▸ **Provided material**
* * * *

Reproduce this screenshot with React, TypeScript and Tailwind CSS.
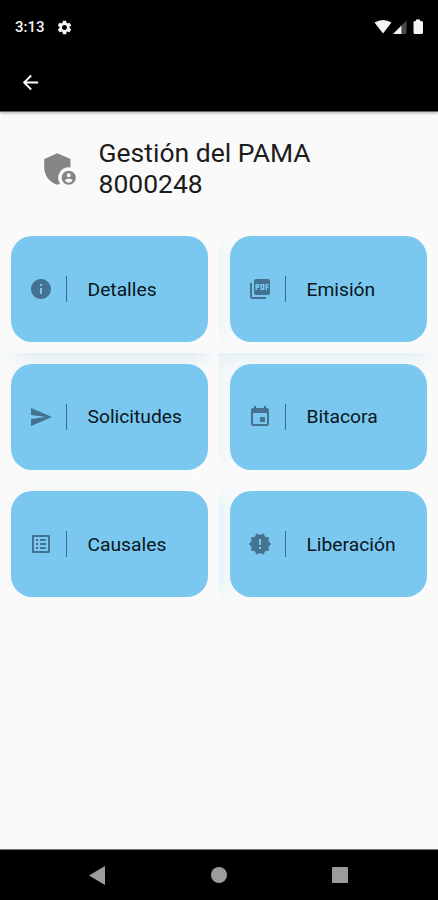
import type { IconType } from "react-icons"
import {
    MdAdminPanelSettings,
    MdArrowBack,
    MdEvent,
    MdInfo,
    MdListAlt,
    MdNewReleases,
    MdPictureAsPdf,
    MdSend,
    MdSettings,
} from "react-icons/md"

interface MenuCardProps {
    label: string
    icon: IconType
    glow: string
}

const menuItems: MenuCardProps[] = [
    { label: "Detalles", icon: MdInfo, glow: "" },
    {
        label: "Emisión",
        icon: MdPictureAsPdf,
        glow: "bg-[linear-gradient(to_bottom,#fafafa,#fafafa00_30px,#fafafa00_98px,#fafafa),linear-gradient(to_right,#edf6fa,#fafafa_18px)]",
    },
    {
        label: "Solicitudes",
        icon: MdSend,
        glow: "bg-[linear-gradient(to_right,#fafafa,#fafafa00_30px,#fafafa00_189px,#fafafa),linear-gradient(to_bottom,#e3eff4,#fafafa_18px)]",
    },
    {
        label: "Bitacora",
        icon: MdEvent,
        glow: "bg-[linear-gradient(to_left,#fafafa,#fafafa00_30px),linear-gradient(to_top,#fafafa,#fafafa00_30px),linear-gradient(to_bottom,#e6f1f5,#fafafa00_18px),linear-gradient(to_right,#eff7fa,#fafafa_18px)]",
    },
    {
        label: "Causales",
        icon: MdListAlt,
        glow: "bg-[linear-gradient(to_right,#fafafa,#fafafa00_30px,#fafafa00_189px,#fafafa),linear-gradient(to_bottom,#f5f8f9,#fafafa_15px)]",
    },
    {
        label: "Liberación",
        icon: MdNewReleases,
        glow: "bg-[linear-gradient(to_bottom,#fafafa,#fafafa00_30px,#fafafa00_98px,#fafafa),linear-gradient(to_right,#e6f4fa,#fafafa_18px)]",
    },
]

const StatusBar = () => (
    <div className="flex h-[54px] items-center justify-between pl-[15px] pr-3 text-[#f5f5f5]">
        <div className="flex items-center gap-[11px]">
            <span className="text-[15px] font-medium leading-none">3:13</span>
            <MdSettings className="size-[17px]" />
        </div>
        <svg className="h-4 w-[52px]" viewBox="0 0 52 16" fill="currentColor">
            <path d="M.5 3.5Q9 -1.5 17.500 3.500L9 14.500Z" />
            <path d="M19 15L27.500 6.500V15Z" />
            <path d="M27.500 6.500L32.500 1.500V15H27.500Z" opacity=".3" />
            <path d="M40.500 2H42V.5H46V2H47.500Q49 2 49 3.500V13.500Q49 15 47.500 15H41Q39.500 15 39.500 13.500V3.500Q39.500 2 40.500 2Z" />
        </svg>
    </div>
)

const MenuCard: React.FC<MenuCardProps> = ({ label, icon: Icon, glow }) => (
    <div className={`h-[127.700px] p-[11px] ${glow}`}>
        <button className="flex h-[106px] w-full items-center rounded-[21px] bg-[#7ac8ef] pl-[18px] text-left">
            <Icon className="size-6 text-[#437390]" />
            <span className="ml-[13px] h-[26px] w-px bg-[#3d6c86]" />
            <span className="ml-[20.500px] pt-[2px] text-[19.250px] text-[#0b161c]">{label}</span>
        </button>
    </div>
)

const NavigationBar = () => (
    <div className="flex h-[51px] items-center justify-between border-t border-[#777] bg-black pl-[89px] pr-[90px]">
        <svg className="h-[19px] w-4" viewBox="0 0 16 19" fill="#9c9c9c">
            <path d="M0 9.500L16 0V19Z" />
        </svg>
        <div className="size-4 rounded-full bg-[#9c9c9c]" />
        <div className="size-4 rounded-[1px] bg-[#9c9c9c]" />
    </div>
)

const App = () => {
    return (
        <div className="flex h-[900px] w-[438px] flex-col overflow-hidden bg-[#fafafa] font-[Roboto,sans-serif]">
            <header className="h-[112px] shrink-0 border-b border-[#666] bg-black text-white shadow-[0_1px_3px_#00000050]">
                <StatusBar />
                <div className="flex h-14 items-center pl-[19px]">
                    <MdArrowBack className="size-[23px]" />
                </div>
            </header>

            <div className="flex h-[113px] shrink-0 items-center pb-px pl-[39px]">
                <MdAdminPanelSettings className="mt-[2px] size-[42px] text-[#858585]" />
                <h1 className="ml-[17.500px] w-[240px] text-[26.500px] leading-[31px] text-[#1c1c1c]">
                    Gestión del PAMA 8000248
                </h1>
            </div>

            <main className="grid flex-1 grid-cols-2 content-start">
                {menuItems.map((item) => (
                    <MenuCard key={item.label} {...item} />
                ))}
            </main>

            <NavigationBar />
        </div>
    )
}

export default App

* * * *

▸ **What is asked**
Copy each line exactly, and leave the pictures out of your copy.

▸ **Result**
Reproduce this screenshot with React, TypeScript and Tailwind CSS.
import type { IconType } from "react-icons"
import {
    MdAdminPanelSettings,
    MdArrowBack,
    MdEvent,
    MdInfo,
    MdListAlt,
    MdNewReleases,
    MdPictureAsPdf,
    MdSend,
    MdSettings,
} from "react-icons/md"

interface MenuCardProps {
    label: string
    icon: IconType
    glow: string
}

const menuItems: MenuCardProps[] = [
    { label: "Detalles", icon: MdInfo, glow: "" },
    {
        label: "Emisión",
        icon: MdPictureAsPdf,
        glow: "bg-[linear-gradient(to_bottom,#fafafa,#fafafa00_30px,#fafafa00_98px,#fafafa),linear-gradient(to_right,#edf6fa,#fafafa_18px)]",
    },
    {
        label: "Solicitudes",
        icon: MdSend,
        glow: "bg-[linear-gradient(to_right,#fafafa,#fafafa00_30px,#fafafa00_189px,#fafafa),linear-gradient(to_bottom,#e3eff4,#fafafa_18px)]",
    },
    {
        label: "Bitacora",
        icon: MdEvent,
        glow: "bg-[linear-gradient(to_left,#fafafa,#fafafa00_30px),linear-gradient(to_top,#fafafa,#fafafa00_30px),linear-gradient(to_bottom,#e6f1f5,#fafafa00_18px),linear-gradient(to_right,#eff7fa,#fafafa_18px)]",
    },
    {
        label: "Causales",
        icon: MdListAlt,
        glow: "bg-[linear-gradient(to_right,#fafafa,#fafafa00_30px,#fafafa00_189px,#fafafa),linear-gradient(to_bottom,#f5f8f9,#fafafa_15px)]",
    },
    {
        label: "Liberación",
        icon: MdNewReleases,
        glow: "bg-[linear-gradient(to_bottom,#fafafa,#fafafa00_30px,#fafafa00_98px,#fafafa),linear-gradient(to_right,#e6f4fa,#fafafa_18px)]",
    },
]

const StatusBar = () => (
    <div className="flex h-[54px] items-center justify-between pl-[15px] pr-3 text-[#f5f5f5]">
        <div className="flex items-center gap-[11px]">
            <span className="text-[15px] font-medium leading-none">3:13</span>
            <MdSettings className="size-[17px]" />
        </div>
        <svg className="h-4 w-[52px]" viewBox="0 0 52 16" fill="currentColor">
            <path d="M.5 3.5Q9 -1.5 17.500 3.500L9 14.500Z" />
            <path d="M19 15L27.500 6.500V15Z" />
            <path d="M27.500 6.500L32.500 1.500V15H27.500Z" opacity=".3" />
            <path d="M40.500 2H42V.5H46V2H47.500Q49 2 49 3.500V13.500Q49 15 47.500 15H41Q39.500 15 39.500 13.500V3.500Q39.500 2 40.500 2Z" />
        </svg>
    </div>
)

const MenuCard: React.FC<MenuCardProps> = ({ label, icon: Icon, glow }) => (
    <div className={`h-[127.700px] p-[11px] ${glow}`}>
        <button className="flex h-[106px] w-full items-center rounded-[21px] bg-[#7ac8ef] pl-[18px] text-left">
            <Icon className="size-6 text-[#437390]" />
            <span className="ml-[13px] h-[26px] w-px bg-[#3d6c86]" />
            <span className="ml-[20.500px] pt-[2px] text-[19.250px] text-[#0b161c]">{label}</span>
        </button>
    </div>
)

const NavigationBar = () => (
    <div className="flex h-[51px] items-center justify-between border-t border-[#777] bg-black pl-[89px] pr-[90px]">
        <svg className="h-[19px] w-4" viewBox="0 0 16 19" fill="#9c9c9c">
            <path d="M0 9.500L16 0V19Z" />
        </svg>
        <div className="size-4 rounded-full bg-[#9c9c9c]" />
        <div className="size-4 rounded-[1px] bg-[#9c9c9c]" />
    </div>
)

const App = () => {
    return (
        <div className="flex h-[900px] w-[438px] flex-col overflow-hidden bg-[#fafafa] font-[Roboto,sans-serif]">
            <header className="h-[112px] shrink-0 border-b border-[#666] bg-black text-white shadow-[0_1px_3px_#00000050]">
                <StatusBar />
                <div className="flex h-14 items-center pl-[19px]">
                    <MdArrowBack className="size-[23px]" />
                </div>
            </header>

            <div className="flex h-[113px] shrink-0 items-center pb-px pl-[39px]">
                <MdAdminPanelSettings className="mt-[2px] size-[42px] text-[#858585]" />
                <h1 className="ml-[17.500px] w-[240px] text-[26.500px] leading-[31px] text-[#1c1c1c]">
                    Gestión del PAMA 8000248
                </h1>
            </div>

            <main className="grid flex-1 grid-cols-2 content-start">
                {menuItems.map((item) => (
                    <MenuCard key={item.label} {...item} />
                ))}
            </main>

            <NavigationBar />
        </div>
    )
}

export default App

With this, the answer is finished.